A new index that has been an accurate past indicator of recessions is showing that we are currently at a 70% chance of recession, attributed to weakening industrial production and the slope of the yield curve. 

The new indicator is a combination between State Street Associates and MIT’s Sloan School of Management and is called the KKT Index of the Business Cycle.

It is based off of the idea of Mahalanobis distance, which is a measure of the distance between a point P and a distribution D, introduced by P. C. Mahalanobis in 1936. The distance is a multi-dimensional generalization of the idea of measuring how many standard deviations away P is from the mean of D. In addition to using it for the analysis of skulls, Mahalanobis distance is used in cluster analysis and classification techniques.

“The Mahalanobis distance was originally conceived to measure the statistical similarity of the values of a set of dimensions for a given skull to the average values of those dimensions for a chosen group of skulls,” the study says. 

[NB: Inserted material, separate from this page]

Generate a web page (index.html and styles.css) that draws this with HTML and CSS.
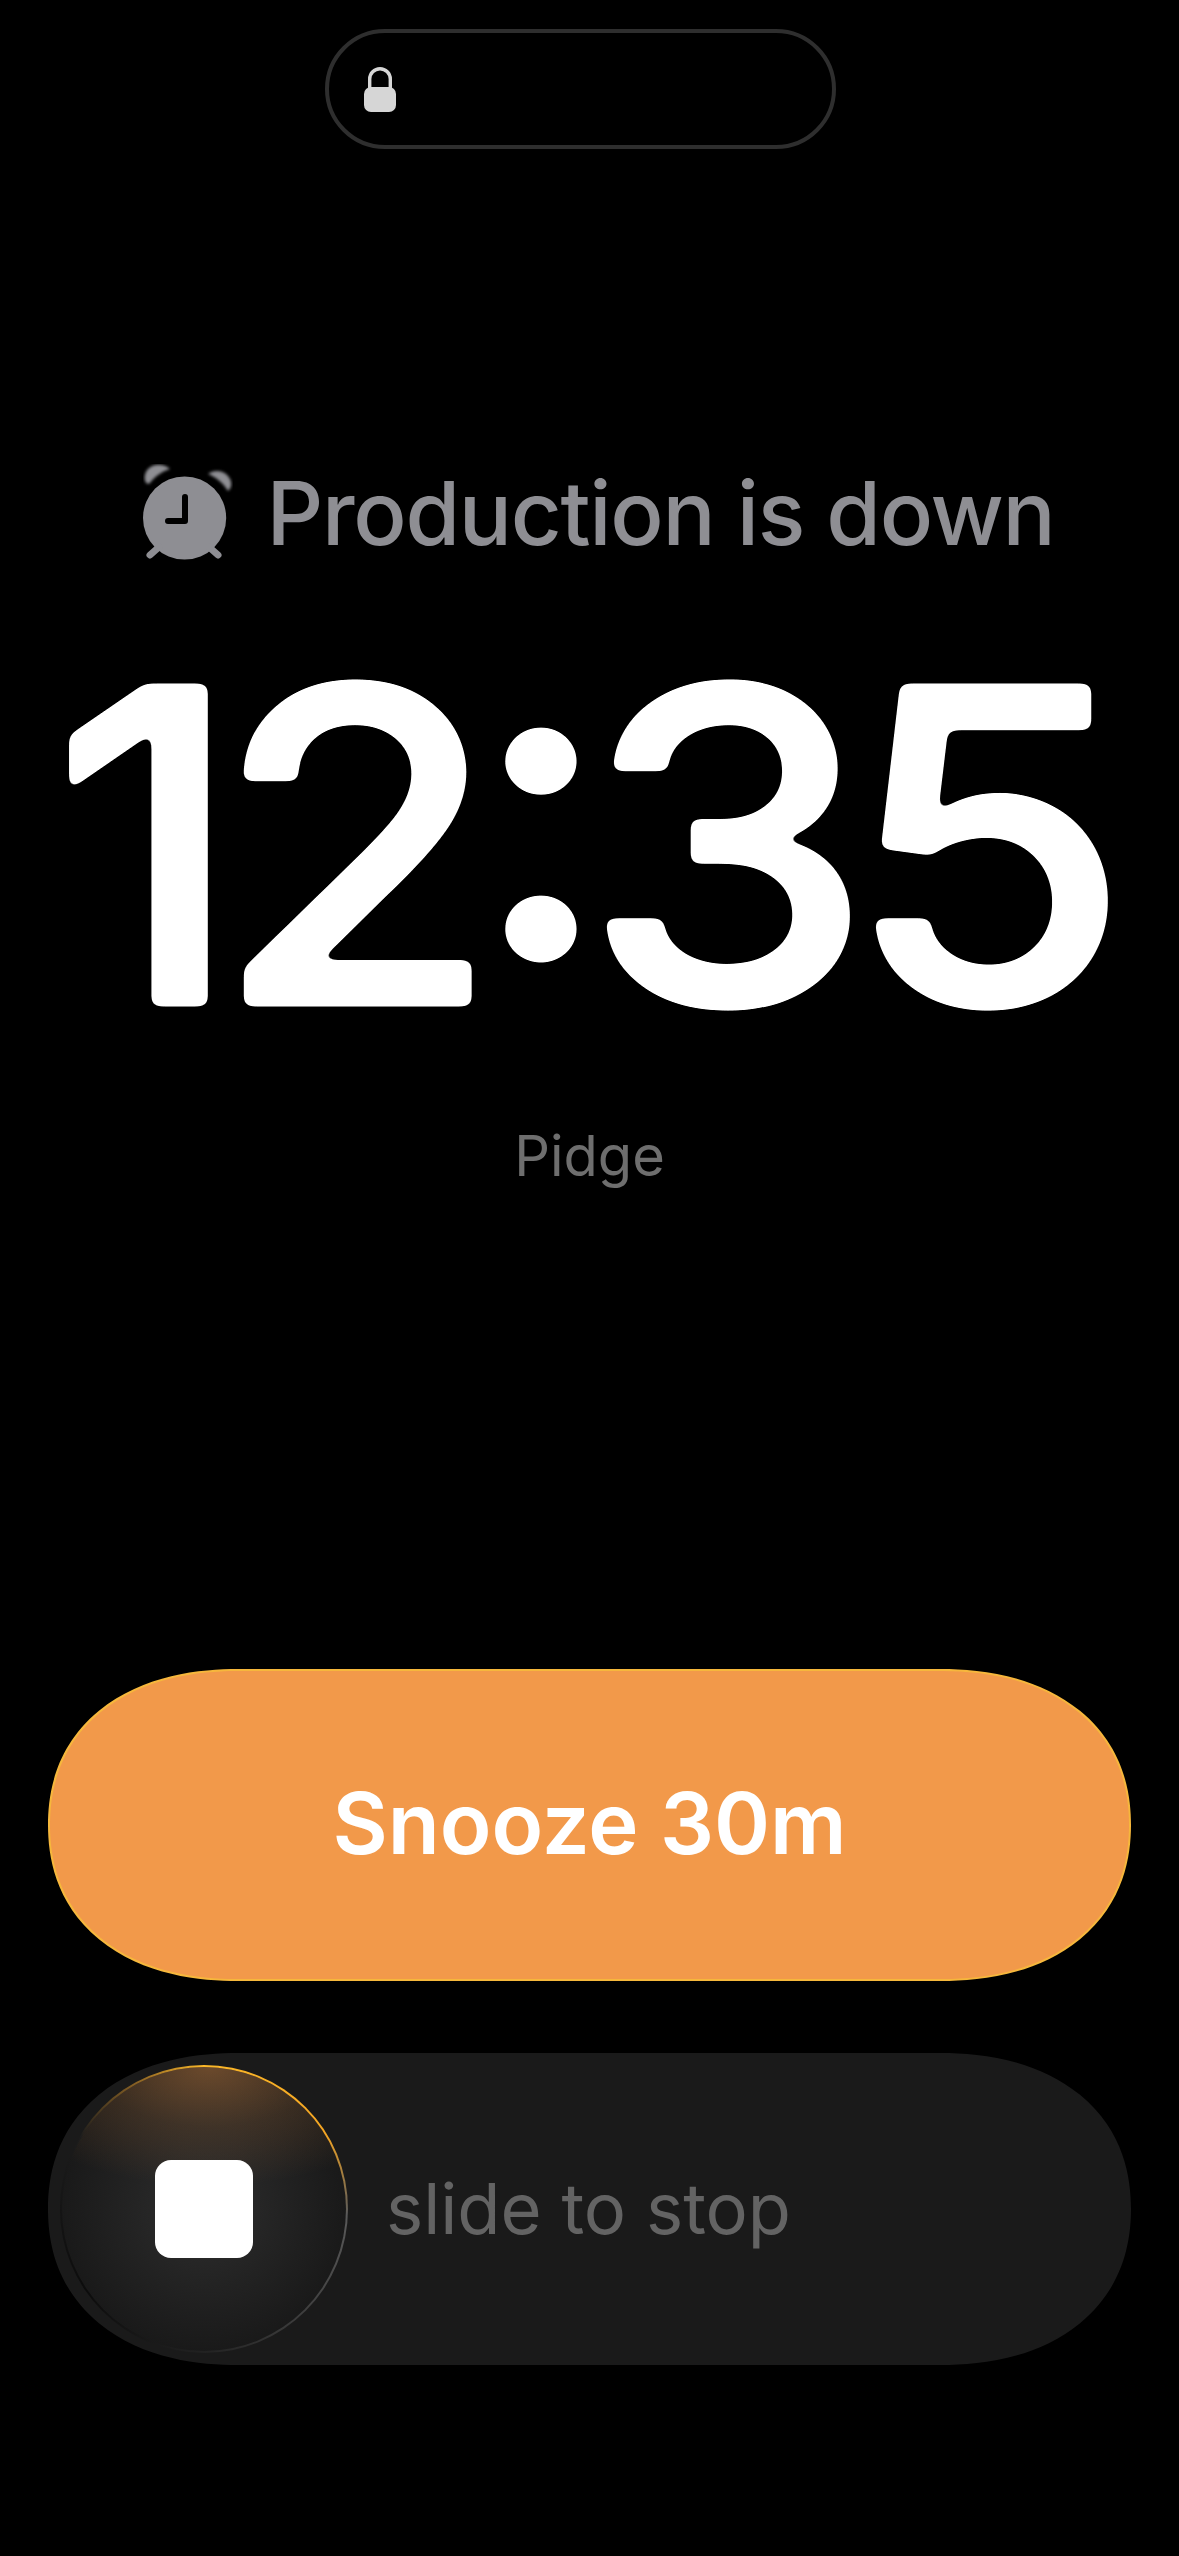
FILE: index.html
```html
<!DOCTYPE html>
<html lang="en">
<head>
  <meta charset="UTF-8">
  <meta name="viewport" content="width=device-width, initial-scale=1.0">
  <title>Alarm</title>
  <link rel="stylesheet" href="styles.css">
</head>
<body>
  <div class="island">
    <svg class="lock" viewBox="0 0 32 45" aria-hidden="true">
      <path d="M5.7 22V12a10.3 10.3 0 0 1 20.6 0v10" fill="none" stroke="#d6d6d6" stroke-width="3.4"/>
      <path d="M7 20h18a7 7 0 0 1 7 7v11a7 7 0 0 1-7 7H7a7 7 0 0 1-7-7V27a7 7 0 0 1 7-7z" fill="#d6d6d6"/>
    </svg>
  </div>

  <div class="title">
    <svg class="alarm" viewBox="0 0 90 98" aria-hidden="true">
      <defs>
        <filter id="soft"><feGaussianBlur stdDeviation="1.6"/></filter>
        <filter id="round-digits" x="-5%" y="-5%" width="110%" height="110%">
          <feGaussianBlur stdDeviation="5"/>
          <feComponentTransfer><feFuncA type="linear" slope="14" intercept="-6.5"/></feComponentTransfer>
        </filter>
      </defs>
      <g filter="url(#soft)" fill="#8e8e93">
        <path d="M5 20C0 18 1 9 5 5 10 0 20-1 27 5 20 7 12 12 7 19z"/>
        <path d="M65 10C70 6 78 6 83 10 88 14 91 22 85 27 81 20 73 13 65 10z"/>
      </g>
      <circle cx="41.6" cy="54" r="41.6" fill="#8e8e93"/>
      <path d="M42 33v24H25" fill="none" stroke="#000" stroke-width="6" stroke-linecap="round" stroke-linejoin="round"/>
      <path d="M16 83L7 91M66 83l9 8" fill="none" stroke="#8e8e93" stroke-width="7" stroke-linecap="round"/>
    </svg>
    <span>Production is down</span>
  </div>

  <div class="clock">12:35</div>
  <div class="label">Pidge</div>

  <div class="actions">
    <button class="snooze">Snooze 30m</button>
    <div class="slider">
      <div class="thumb"><div class="stop"></div></div>
      <span class="slide-text">slide to stop</span>
    </div>
  </div>
</body>
</html>
```
FILE: styles.css
```css
* { box-sizing: border-box; }

body {
  margin: 0;
  width: 1179px;
  height: 2556px;
  background: #000;
  font-family: Inter, "Noto Sans", sans-serif;
  display: flex;
  flex-direction: column;
  align-items: center;
  overflow: hidden;
}

.island {
  width: 511px;
  height: 120px;
  margin-top: 29px;
  margin-left: -18px;
  padding-left: 35px;
  border: 4px solid #2e2e2e;
  border-radius: 60px;
  display: flex;
  align-items: center;
}
.lock { width: 32px; height: 45px; }

.title {
  margin-top: 312px;
  margin-left: 18px;
  display: flex;
  align-items: center;
  gap: 34px;
  color: #8e8e93;
  font-size: 88.5px;
  font-weight: 500;
  letter-spacing: -1.3px;
  line-height: 104px;
}
.alarm { width: 90px; height: 98px; }

/* the installed Inter only steps from 500 to 600, so thicken 500 with a stroke */
.clock {
  margin-top: 30px;
  margin-left: -27px;
  color: #fff;
  font-size: 437px;
  font-weight: 500;
  font-feature-settings: "case";
  letter-spacing: -27px;
  line-height: 500px;
  -webkit-text-stroke: 5px #fff;
  transform: scaleX(1.06);
  filter: url(#round-digits);
}

.label {
  margin-top: 26px;
  color: #6e6e6e;
  font-size: 56px;
  line-height: 70px;
}

.actions {
  margin-top: 478px;
  width: 1083px;
  display: flex;
  flex-direction: column;
  gap: 72px;
}

.snooze, .slider {
  height: 312px;
  border-radius: 190px / 156px;
  corner-shape: superellipse(1.15);
}

.snooze {
  padding-bottom: 4px;
  border: 2px solid #f6b73c;
  background: #f2994a;
  color: #fff;
  font-family: inherit;
  font-size: 85px;
  font-weight: 600;
}

.slider {
  padding-left: 12px;
  background: #1a1a1a;
  display: flex;
  align-items: center;
  gap: 38px;
}

.thumb {
  width: 288px;
  height: 288px;
  border: 2px solid transparent;
  border-radius: 50%;
  background:
    radial-gradient(ellipse 80% 42% at 52% 0%, rgba(242, 153, 74, 0.38), rgba(242, 153, 74, 0.14) 50%, rgba(242, 153, 74, 0) 100%) padding-box,
    radial-gradient(circle at 50% 50%, #2e2e2e 0%, #191919 72%) padding-box,
    conic-gradient(#fbb829 0deg, #f5a623 58deg, #5a5a5a 92deg, #3c3c3c 140deg, #222 180deg, #0c0c0c 235deg, #1c1c1c 300deg, #8a6224 332deg, #fbb829 360deg) border-box;
  display: flex;
  align-items: center;
  justify-content: center;
}

.stop {
  width: 98px;
  height: 98px;
  border-radius: 16px;
  background: #fff;
}

.slide-text {
  color: #636363;
  font-size: 70.5px;
  margin-top: -2px;
}
```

The study’s abstract reads:

Their index has several important features that distinguish it from the Conference Board’s leading, coincident, and lagging indicators. It is efficient because as a single index it conveys reliable information about the path of the business cycle. Their index gives an independent assessment of the state of the economy because it is constructed from variables that are different than those used by the NBER to identify recessions.

It is strictly data driven; hence, it is unaffected by human bias or persuasion. It gives an objective assessment of the business cycle because it is expressed in units of statistical likelihood. And it explicitly accounts for the interaction, along with the level, of the economic variables from which it is constructed.

The study’s co-author William Kinlaw, senior managing director at State Street Associates said to Axios“This index offers a precise probability of recession or robust growth … by comparing key variables to the patterns that prevailed during historical episodes.”

The study incorporated U.S. data including industrial production, nonfarm payrolls, stock market return and the slope of the Treasury yield curve.

The study says that the lead time on the yield curve predicting recessions is often too long, stating: “Many pundits believe that an inverted yield curve presages the onset of recession. Exhibit 4 tends to support this relationship, though the lead time is often quite long.”

Dating back to 1916, the KKT Index has gone up “leading up to every recession so that the combination of its trajectory and level provides a reliable indicator of the likelihood of recession,” according to the study.  

In Exhibit 5, “he dark line shows the level of the KKT Index leading up to, during, and following recessions. The light line shows level of the index leading up to, during, and following periods of robust growth,” the study says.

The unconditional likelihood of a recession occurring in a 6 month period is usually just 17%. As of November 2019, the reading on the index was as high as 76%. 

The study concludes: “We highlight the row corresponding to the realization of recessions over the subsequent six months for various levels of the index. We also report the unconditional frequency of recession for the various time spans. Exhibit 6 reveals that when the index exceeded 50%, 54% of the time a recession occurred within the next six months.” 

It continued: “When it exceeded 60%, a recession occurred 61% of the time within the next six months. When the index exceeded 70% the frequency of recessions was 70%. When it exceeded 80%, recessions occurred 77% of the time. And when it exceeded 90%, recessions followed 91% of the time.”